Hay una salvedad importante, fundamental, en la filmografía de Moretti: La habitación del hijo (La stanza del figlio, 2001), Palma de Oro en Cannes, es una película en la que el director trentino aparca por primera y última vez en su carrera —al menos de momento— a su alter ego enloquecido y filma un drama rotundo y sobrecogedor de corte más clásico en el que se abandona a la fuerza de la historia y a la hondura de sus personajes. Sí, él vuelve a ser el protagonista, pero no hay rastros del Moretti anterior y posterior en él, sino que aparece un personaje menos visto (pero no desconocido, ahí está por ejemplo la interesante Caos Calmo, dirigida por Antonello Grimaldi en 2008), el Nanni Moretti puramente actor, puesto al servicio de la narración y no al contrario.
Llegamos pues a ese momento donde Moretti ya es director consagrado y premiado, autor de prestigo, actor reconocido. A partir de ahí sus elecciones son completamente libres, porque su estatus dentro del cine contemporáneo se lo ha ganado a pulso. Llegamos entonces a Habemus Papam su última película, estrenada esta semana en Italia y en la lista de la sección oficial de Cannes de este año.
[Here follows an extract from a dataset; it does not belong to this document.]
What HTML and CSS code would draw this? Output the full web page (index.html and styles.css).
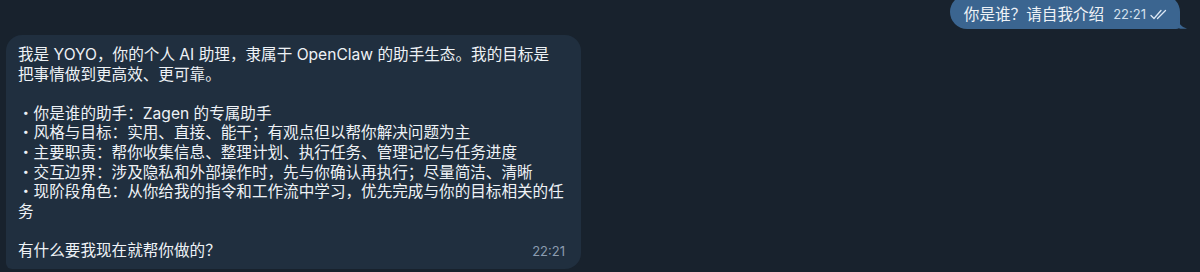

Por supuesto las orejas de los conservadores y de la iglesia católica se pusieron de punta en cuanto escucharon el nombre del filme y quién era el director. Moretti, comunista, ateo furibundo, filmaba una película ambientada en el cónclave celebrado tras la muerte del Papa, con el nuevo pontífice como protagonista. Las armas afiladas, las condenas y las llamadas al boicot listas… algunas asociaciones ridículas italianas han llamado a los fieles para que ni se acerquen a los cines; otra incluso ha pedido que se retire de las pantallas porque está subvencionada y “el dinero público no debe servir para pagar películas anticlericales”. Es lo que tiene la gilipollez del extremismo en general y del religioso en particular: no sólo pretendes impedir que la gente vea y opine y decida, sino que tú mismo no has visto una mierda pero decides condenar y boicotear “por si acaso”.
Nobleza obliga: el Vaticano ha sido mucho más sensato y ha preferido ver la película primero. ¿Y saben que ha dicho? Que es un relato afectuoso y nada ofensivo. Ahí tienen. La expresión “más papistas que el papa” cobrando su plena dimensión.
En efecto Habemus Papam es una película que se aproxima a la figura del papa y a la siempre ligeramente siniestra de los cardenales desde un punto de vista cariñoso y amable, centrado en la humanidad de los sacerdotes, en sus miedos y en la importancia que tiene para ellos el momento de la elección de un nuevo “Santo Padre”. El punto de partida es maravilloso: en la elección del nuevo pontífice, el señalado como nuevo papa, el Obispo Melville (espléndido Michel Piccoli), sufre un ataque de ansiedad y cae en una depresión que le impide aceptar su nueva situación. La película narra con delicadeza y también con mucho sentido del humor dos historias en paralelo: la de un sacerdote abrumado por el peso de su responsabilidad que busca respuestas vagando por la ciudad de Roma; y el magnífico retrato de un grupo de cardenales —qué secundarios en estado de gracia— que esperan pacientemente dentro del Vaticano que su nuevo líder acepte su responsabilidad.
¿Y Moretti? El director se reserva para sí el papel del psicoanalista llamado al Vaticano para tratar al papa, que se ve obligado a permanecer encerrado con el resto de cardenales por motivos de seguridad. El psicoanalista vuelve a ser el Michele Apicella de siempre, egoísta y obsesivo, un personaje divertido pero al que el director comete el error de concederle un exceso de protagonismo en la segunda parte del filme que distrae de todo lo demás. Así, la crítica acaba olvidando la película que está viendo y sólo puede señalar al ego del autor; así, una película más que interesante acaba devorada por todo lo que no importa, por un secundario excesivo, por el pasado político e ideológico de su director, por la manía personal, por todo lo que no es la propia película. Moretti, sin quererlo, ha devorado su propia película, que vale mucho más allá de su propio director.